### [Written task]
Copy out all lines in the data below containing the string "styles".

### [Source excerpt]
• • • • • • •

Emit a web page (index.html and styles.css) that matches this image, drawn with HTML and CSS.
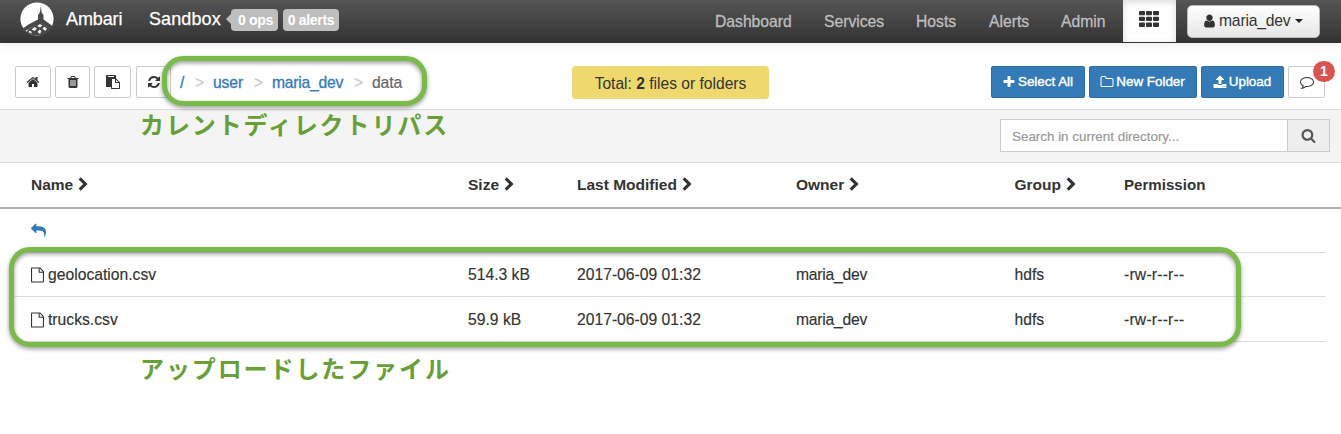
FILE: index.html
```html
<!DOCTYPE html>
<html lang="ja">
<head>
<meta charset="utf-8">
<title>Ambari</title>
<link rel="stylesheet" href="styles.css">
</head>
<body>
<svg class="defs" width="0" height="0">
<symbol id="home" viewBox="0 0 1792 1792"><path d="M1472 992v480q0 26-19 45t-45 19h-384v-384h-256v384h-384q-26 0-45-19t-19-45v-480q0-1 .5-3t.5-3l575-474 575 474q1 2 1 6zm223-69l-62 74q-8 9-21 11h-3q-13 0-21-7l-692-577-692 577q-12 8-24 7-13-2-21-11l-62-74q-8-10-7-23.5t11-21.5l719-599q32-26 76-26t76 26l244 204v-195q0-14 9-23t23-9h192q14 0 23 9t9 23v408l219 182q10 8 11 21.5t-7 23.5z"/></symbol>
<symbol id="trash" viewBox="0 0 1792 1792"><path d="M704 1376v-704q0-14-9-23t-23-9h-64q-14 0-23 9t-9 23v704q0 14 9 23t23 9h64q14 0 23-9t9-23zm256 0v-704q0-14-9-23t-23-9h-64q-14 0-23 9t-9 23v704q0 14 9 23t23 9h64q14 0 23-9t9-23zm256 0v-704q0-14-9-23t-23-9h-64q-14 0-23 9t-9 23v704q0 14 9 23t23 9h64q14 0 23-9t9-23zm-544-992h448l-48-117q-7-9-17-11h-317q-10 2-17 11zm928 32v64q0 14-9 23t-23 9h-96v948q0 83-47 143.5t-113 60.5h-832q-66 0-113-58.5t-47-141.5v-952h-96q-14 0-23-9t-9-23v-64q0-14 9-23t23-9h309l70-167q15-37 54-63t79-26h320q40 0 79 26t54 63l70 167h309q14 0 23 9t9 23z"/></symbol>
<symbol id="paste" viewBox="0 0 1792 1792"><path d="M768 1664h896v-640h-416q-40 0-68-28t-28-68v-416h-384v1152zm256-1440v-64q0-13-9.5-22.5t-22.5-9.5h-704q-13 0-22.5 9.5t-9.5 22.5v64q0 13 9.5 22.5t22.5 9.5h704q13 0 22.5-9.5t9.5-22.5zm256 672h299l-299-299v299zm512 128v672q0 40-28 68t-68 28h-960q-40 0-68-28t-28-68v-160h-544q-40 0-68-28t-28-68v-1344q0-40 28-68t68-28h1088q40 0 68 28t28 68v328q21 13 36 28l408 408q28 28 48 76t20 88z"/></symbol>
<symbol id="refresh" viewBox="0 0 1792 1792"><path d="M1639 1056q0 5-1 7-64 268-268 434.5t-478 166.5q-146 0-282.5-55t-243.5-157l-129 129q-19 19-45 19t-45-19-19-45v-448q0-26 19-45t45-19h448q26 0 45 19t19 45-19 45l-137 137q71 66 161 102t187 36q134 0 250-65t186-179q11-17 53-117 8-23 30-23h192q13 0 22.5 9.5t9.5 22.5zm25-800v448q0 26-19 45t-45 19h-448q-26 0-45-19t-19-45 19-45l138-138q-148-137-349-137-134 0-250 65t-186 179q-11 17-53 117-8 23-30 23h-199q-13 0-22.5-9.5t-9.5-22.5v-7q65-268 270-434.5t480-166.5q146 0 284 55.5t245 156.5l130-129q19-19 45-19t45 19 19 45z"/></symbol>
<symbol id="plus" viewBox="0 0 1792 1792"><path d="M1600 736v192q0 40-28 68t-68 28h-416v416q0 40-28 68t-68 28h-192q-40 0-68-28t-28-68v-416h-416q-40 0-68-28t-28-68v-192q0-40 28-68t68-28h416v-416q0-40 28-68t68-28h192q40 0 68 28t28 68v416h416q40 0 68 28t28 68z"/></symbol>
<symbol id="folder" viewBox="0 0 1792 1792"><path d="M1600 1312v-704q0-40-28-68t-68-28h-704q-40 0-68-28t-28-68v-64q0-40-28-68t-68-28h-320q-40 0-68 28t-28 68v960q0 40 28 68t68 28h1216q40 0 68-28t28-68zm128-704v704q0 92-66 158t-158 66h-1216q-92 0-158-66t-66-158v-960q0-92 66-158t158-66h320q92 0 158 66t66 158v32h672q92 0 158 66t66 158z"/></symbol>
<symbol id="upload" viewBox="0 0 1792 1792"><path d="M1344 1472q0-26-19-45t-45-19-45 19-19 45 19 45 45 19 45-19 19-45zm256 0q0-26-19-45t-45-19-45 19-19 45 19 45 45 19 45-19 19-45zm128-224v320q0 40-28 68t-68 28h-1472q-40 0-68-28t-28-68v-320q0-40 28-68t68-28h427q21 56 70.5 92t110.5 36h256q61 0 110.5-36t70.5-92h427q40 0 68 28t28 68zm-325-648q-17 40-59 40h-256v448q0 26-19 45t-45 19h-256q-26 0-45-19t-19-45v-448h-256q-42 0-59-40-17-39 14-69l448-448q18-19 45-19t45 19l448 448q31 30 14 69z"/></symbol>
<symbol id="search" viewBox="0 0 1792 1792"><path d="M1216 832q0-185-131.5-316.5t-316.5-131.5-316.5 131.5-131.5 316.5 131.5 316.5 316.5 131.5 316.5-131.5 131.5-316.5zm512 832q0 52-38 90t-90 38q-54 0-90-38l-343-342q-179 124-399 124-143 0-273.5-55.5t-225-150-150-225-55.5-273.5 55.5-273.5 150-225 225-150 273.5-55.5 273.5 55.5 225 150 150 225 55.5 273.5q0 220-124 399l343 343q37 37 37 90z"/></symbol>
<symbol id="comment" viewBox="0 0 1792 1792"><path d="M896 384q-204 0-381.5 69.5t-282 187.5-104.5 255q0 112 71.5 213.5t201.5 175.5l87 50-27 96q-24 91-70 172 152-63 275-171l43-38 57 6q69 8 130 8 204 0 381.5-69.5t282-187.5 104.5-255-104.5-255-282-187.5-381.5-69.5zm896 512q0 174-120 321.5t-326 233-450 85.5q-70 0-145-8-198 175-460 242-49 14-114 22h-5q-15 0-27-10.5t-16-27.5v-1q-3-4-.5-12t2-10 4.5-9.5l6-9 7-8.5 8-9q7-8 31-34.5t34.5-38 31-39.5 32.5-51 27-59 26-76q-157-89-247.5-220t-90.5-281q0-174 120-321.5t326-233 450-85.5 450 85.5 326 233 120 321.5z"/></symbol>
<symbol id="user" viewBox="0 0 1792 1792"><path d="M1536 1399q0 109-62.5 187t-150.5 78h-854q-88 0-150.5-78t-62.5-187q0-85 8.5-160.5t31.5-152 58.5-131 94-89 134.5-34.5q131 128 313 128t313-128q76 0 134.5 34.5t94 89 58.5 131 31.5 152 8.5 160.5zm-256-887q0 159-112.5 271.5t-271.5 112.5-271.5-112.5-112.5-271.5 112.5-271.5 271.5-112.5 271.5 112.5 112.5 271.5z"/></symbol>
<symbol id="reply" viewBox="0 0 1792 1792"><path d="M1792 1120q0 166-127 451-3 7-10.5 24t-13.5 30-13 22q-12 17-28 17-15 0-23.5-10t-8.5-25q0-9 2.5-26.5t2.5-23.5q5-68 5-123 0-101-17.5-181t-48.5-138.5-80-101-105.5-69.5-133-42.5-154-21.5-175.5-6h-224v256q0 26-19 45t-45 19-45-19l-512-512q-19-19-19-45t19-45l512-512q19-19 45-19t45 19 19 45v256h224q713 0 875 403 53 134 53 333z"/></symbol>
<symbol id="file" viewBox="128 0 1536 1792"><path d="M1596 380q28 28 48 76t20 88v1152q0 40-28 68t-68 28h-1344q-40 0-68-28t-28-68v-1600q0-40 28-68t68-28h896q40 0 88 20t76 48zm-444-244v376h376q-10-29-22-41l-313-313q-12-12-41-22zm384 1528v-1024h-416q-40 0-68-28t-28-68v-416h-768v1536h1280z"/></symbol>
<symbol id="chev" viewBox="0 0 10 14"><path d="M.6 2.4 2.8.3 9.6 7 2.8 13.7.6 11.600 5.200 7z"/></symbol>
<symbol id="grid" viewBox="0 0 20 16"><path d="M1 0h4a1 1 0 0 1 1 1v2.300a1 1 0 0 1-1 1H1a1 1 0 0 1-1-1V1a1 1 0 0 1 1-1zM8 0h4a1 1 0 0 1 1 1v2.300a1 1 0 0 1-1 1H8a1 1 0 0 1-1-1V1a1 1 0 0 1 1-1zM15 0h4a1 1 0 0 1 1 1v2.300a1 1 0 0 1-1 1h-4a1 1 0 0 1-1-1V1a1 1 0 0 1 1-1zM1 5.800h4a1 1 0 0 1 1 1v2.300a1 1 0 0 1-1 1H1a1 1 0 0 1-1-1V6.800a1 1 0 0 1 1-1zM8 5.800h4a1 1 0 0 1 1 1v2.300a1 1 0 0 1-1 1H8a1 1 0 0 1-1-1V6.800a1 1 0 0 1 1-1zM15 5.800h4a1 1 0 0 1 1 1v2.300a1 1 0 0 1-1 1h-4a1 1 0 0 1-1-1V6.800a1 1 0 0 1 1-1zM1 11.600h4a1 1 0 0 1 1 1v2.300a1 1 0 0 1-1 1H1a1 1 0 0 1-1-1v-2.300a1 1 0 0 1 1-1zM8 11.600h4a1 1 0 0 1 1 1v2.300a1 1 0 0 1-1 1H8a1 1 0 0 1-1-1v-2.300a1 1 0 0 1 1-1zM15 11.600h4a1 1 0 0 1 1 1v2.300a1 1 0 0 1-1 1h-4a1 1 0 0 1-1-1v-2.300a1 1 0 0 1 1-1z"/></symbol>
</svg>

<header class="navbar">
  <svg class="logo" viewBox="0 0 34 34">
    <circle cx="17" cy="17" r="16.600" fill="#fff"/>
    <path d="M20.900 4 21.600 10.500 23.500 13v4.500L32.500 24l-1.500 3-9.500-6.500L10 26l-6 4-2-3 6.500-4.500 9.500-5V13l1.900-2.500z" fill="#484848"/>
    <path d="M21 20 31 26.500l-3.500 4L22 33.500h-8L6 30.500l3-4 6-3.500z" fill="#484848"/>
    <path d="m20 22 2.500 1.500L20 25.500l-3-1.500zM14.500 25l2.500 1.500-2.500 2.500-3-1.500zM24 24.500l3 2-1.500 2.500-3-2zM19.500 27.500l2 1.500-1.500 3-2.500-2zM9.500 28.500l2.500 1.500-1 1.500-2.500-1.500z" fill="#eee"/>
  </svg>
  <span class="brand">Ambari</span>
  <span class="cluster">Sandbox</span>
  <span class="label ops">0 ops</span>
  <span class="label">0 alerts</span>
  <nav class="links">
    <a class="dash">Dashboard</a><a class="serv">Services</a><a class="host">Hosts</a><a class="alrt">Alerts</a><a class="admn">Admin</a>
  </nav>
  <div class="views"><svg><use href="#grid"/></svg></div>
  <button class="account"><svg><use href="#user"/></svg><span>maria_dev</span><i class="caret"></i></button>
</header>

<section class="toolbar">
  <div class="tools">
    <button class="btn b1"><svg><use href="#home"/></svg></button>
    <button class="btn b2"><svg><use href="#trash"/></svg></button>
    <button class="btn b3"><svg><use href="#paste"/></svg></button>
    <button class="btn b4"><svg><use href="#refresh"/></svg></button>
  </div>
  <div class="crumbs"><a class="root">/</a><i>&gt;</i><a class="c-user">user</a><i>&gt;</i><a class="c-maria">maria_dev</a><i>&gt;</i><span>data</span></div>
  <div class="total"><span>Total: <b>2</b> files or folders</span></div>
  <div class="actions">
    <button class="btn primary sel"><svg><use href="#plus"/></svg>Select All</button>
    <button class="btn primary fold"><svg><use href="#folder"/></svg>New Folder</button>
    <button class="btn primary upl"><svg><use href="#upload"/></svg>Upload</button>
    <button class="btn msg"><svg><use href="#comment"/></svg><em class="badge">1</em></button>
  </div>
  <div class="callout callout-path"></div>
</section>

<section class="searchbar">
  <p class="note note-path">カレントディレクトリパス</p>
  <div class="search"><span class="field">Search in current directory...</span><span class="addon"><svg><use href="#search"/></svg></span></div>
</section>

<main class="files">
  <div class="row head">
    <span>Name<svg><use href="#chev"/></svg></span><span>Size<svg><use href="#chev"/></svg></span><span>Last Modified<svg><use href="#chev"/></svg></span><span>Owner<svg><use href="#chev"/></svg></span><span>Group<svg><use href="#chev"/></svg></span><span class="perm">Permission</span>
  </div>
  <div class="list">
    <div class="row up"><svg><use href="#reply"/></svg></div>
    <div class="row first"><span><svg><use href="#file"/></svg>geolocation.csv</span><span>514.3 kB</span><span>2017-06-09 01:32</span><span class="owner">maria_dev</span><span>hdfs</span><span class="mode">-rw-r--r--</span></div>
    <div class="row second"><span><svg><use href="#file"/></svg>trucks.csv</span><span>59.9 kB</span><span>2017-06-09 01:32</span><span class="owner">maria_dev</span><span>hdfs</span><span class="mode">-rw-r--r--</span></div>
    <div class="callout callout-files"></div>
  </div>
  <p class="note note-files">アップロードしたファイル</p>
</main>
</body>
</html>
```
FILE: styles.css
```css
* { box-sizing: border-box; }
body { margin: 0; height: 434px; overflow: hidden; background: #fff; color: #333; font-family: "Liberation Sans", Arial, sans-serif; font-size: 15.700px; }
svg { fill: currentColor; flex: none; }
.defs { position: absolute; }
button { font-family: inherit; margin: 0; }
p { margin: 0; }
span, a { white-space: nowrap; }

.navbar { position: relative; display: flex; align-items: center; height: 43px; padding: 0 21px 4px 20px; background: linear-gradient(#555, #333); box-shadow: 0 1px 8px rgba(0,0,0,.1); color: #fff; }
.logo { width: 34px; height: 34px; margin-top: -2px; }
.brand { width: 83px; margin-left: 12px; font-size: 18px; letter-spacing: -.1px; -webkit-text-stroke: .25px; }
.cluster { width: 82px; font-size: 18px; letter-spacing: .1px; -webkit-text-stroke: .25px; }
.label { height: 22px; width: 56px; border-radius: 4px; background: #bebebe; font-size: 14px; font-weight: bold; line-height: 23px; text-align: center; letter-spacing: -.3px; }
.ops { position: relative; width: 47px; margin-right: 5px; padding-left: 2px; }
.ops::before { content: ""; position: absolute; left: -5px; top: 5px; border: 5px solid transparent; border-left: 0; border-right-color: #bebebe; }
.links { display: flex; margin-left: auto; padding-top: 5px; color: #bebebe; }
.links a { height: 20px; line-height: 20px; -webkit-text-stroke: .3px; }
.dash { width: 109px; }
.serv { width: 92px; }
.host { width: 73px; }
.alrt { width: 72px; }
.admn { width: 62px; }
.views { align-self: flex-start; width: 53px; height: 42px; padding: 11px 0 0 16px; background: #fff; box-shadow: inset 0 2px 7px rgba(0,0,0,.15); color: #333; }
.views svg { display: block; width: 20px; height: 16px; }
.account { display: flex; align-items: center; width: 133px; height: 33px; margin: 3px 0 0 11px; padding: 0 0 0 14px; border: 1px solid #bbb; border-radius: 5px; background: linear-gradient(#fff, #e6e6e6); color: #333; font-size: 15.700px; letter-spacing: -.2px; }
.account svg { width: 15px; height: 16px; margin-right: 2px; }
.caret { margin-left: 5px; border: 4px solid transparent; border-top: 4px solid #222; border-bottom: 0; }

.toolbar { position: relative; display: flex; height: 67px; padding: 23px 0 0 15px; border-bottom: 1px solid #ddd; }
.tools, .actions { display: flex; }
.btn { display: flex; align-items: center; justify-content: center; height: 32px; padding: 0 0 1px; border: 1px solid #ccc; border-radius: 2px; background: #fff; color: #333; font-size: 13.400px; }
.btn svg { width: 14px; height: 14px; }
.b1 { width: 36px; margin-right: 4px; }
.b2 { width: 35px; margin-right: 4px; }
.b3 { width: 37px; margin-right: 5px; }
.b4 { width: 35px; }
.crumbs { display: flex; width: 236px; height: 32px; margin-left: 9px; line-height: 33px; color: #666; letter-spacing: -.1px; }
.crumbs a { color: #337ab7; -webkit-text-stroke: .3px; }
.crumbs span { -webkit-text-stroke: .2px; }
.crumbs i { width: 18px; color: #ccc; font-style: normal; -webkit-text-stroke: .3px; }
.root { width: 15px; }
.c-user { width: 41px; }
.c-maria { width: 82px; letter-spacing: -.25px; }
.total { width: 197px; height: 33px; margin-left: 156px; border: 1px solid #eed781; border-radius: 3px; background: #efd96f; line-height: 33px; text-align: center; font-size: 15.600px; }
.actions { margin: 0 16px 0 auto; }
.primary { border-color: #2e6da4; background: #337ab7; color: #fff; -webkit-text-stroke: .4px; }
.primary svg { margin: 0 2px 0 -1px; stroke: none; }
.sel { width: 94px; margin-right: 4px; }
.fold { width: 108px; margin-right: 4px; }
.upl { width: 83px; margin-right: 4px; }
.msg { position: relative; width: 37px; }
.badge { position: absolute; left: 24px; top: -6px; width: 22px; height: 21px; border-radius: 11px; background: #d9534f; color: #fff; font: bold 14px/20px "Liberation Sans", sans-serif; text-align: center; }
.callout { position: absolute; border: 5px solid #7aba4a; border-radius: 21px; filter: drop-shadow(0 2px 2px rgba(0,0,0,.4)); }
.callout-path { left: 162px; top: 13px; width: 265px; height: 50px; }

.searchbar { display: flex; justify-content: space-between; height: 53px; padding: 9px 11px 0 140px; border-bottom: 1px solid #ddd; background: #f4f4f4; }
.note { color: #689f38; font: 700 24px/32px "Noto Sans CJK JP", sans-serif; letter-spacing: 1.900px; white-space: nowrap; }
.note-path { margin-top: -11px; }
.search { display: flex; width: 330px; height: 33px; border: 1px solid #ccc; background: #fff; }
.field { flex: 1; padding-left: 11px; color: #999; font-size: 13.400px; line-height: 33px; -webkit-text-stroke: .2px; }
.addon { display: flex; align-items: center; justify-content: center; width: 42px; border-left: 1px solid #ccc; background: #eee; color: #555; }
.addon svg { width: 15px; height: 15px; }

.row { display: grid; grid-template-columns: 437px 109px 219px 218.500px 109.500px 1fr; align-items: center; height: 45px; padding-left: 16px; border-bottom: 1px solid #ddd; -webkit-text-stroke: .15px; }
.row span { display: flex; align-items: center; }
.head { height: 46px; padding: 0 0 0 31px; border-bottom: 2px solid #b3b3b3; font-weight: bold; font-size: 15.500px; -webkit-text-stroke: 0; }
.head svg { width: 10px; height: 14px; margin: -2px 0 0 5px; }
.head .perm { margin-top: -2px; font-size: 15.100px; }
.owner { letter-spacing: -.25px; }
.mode { letter-spacing: .2px; }
.list { position: relative; margin: 0 15px; }
.up { height: 44px; color: #337ab7; }
.up svg { width: 15px; height: 15px; margin-top: -1px; }
.first { height: 44px; padding-top: 1px; }
.second { padding-top: 2px; }
.list span svg { width: 13px; height: 16px; margin-right: 4px; }
.callout-files { left: -6px; top: 38px; width: 1232px; height: 100px; }
.note-files { margin: 10px 0 0 140px; }
```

• • • • • • •

### [Answer below]
Emit a web page (index.html and styles.css) that matches this image, drawn with HTML and CSS.
<link rel="stylesheet" href="styles.css">
FILE: styles.css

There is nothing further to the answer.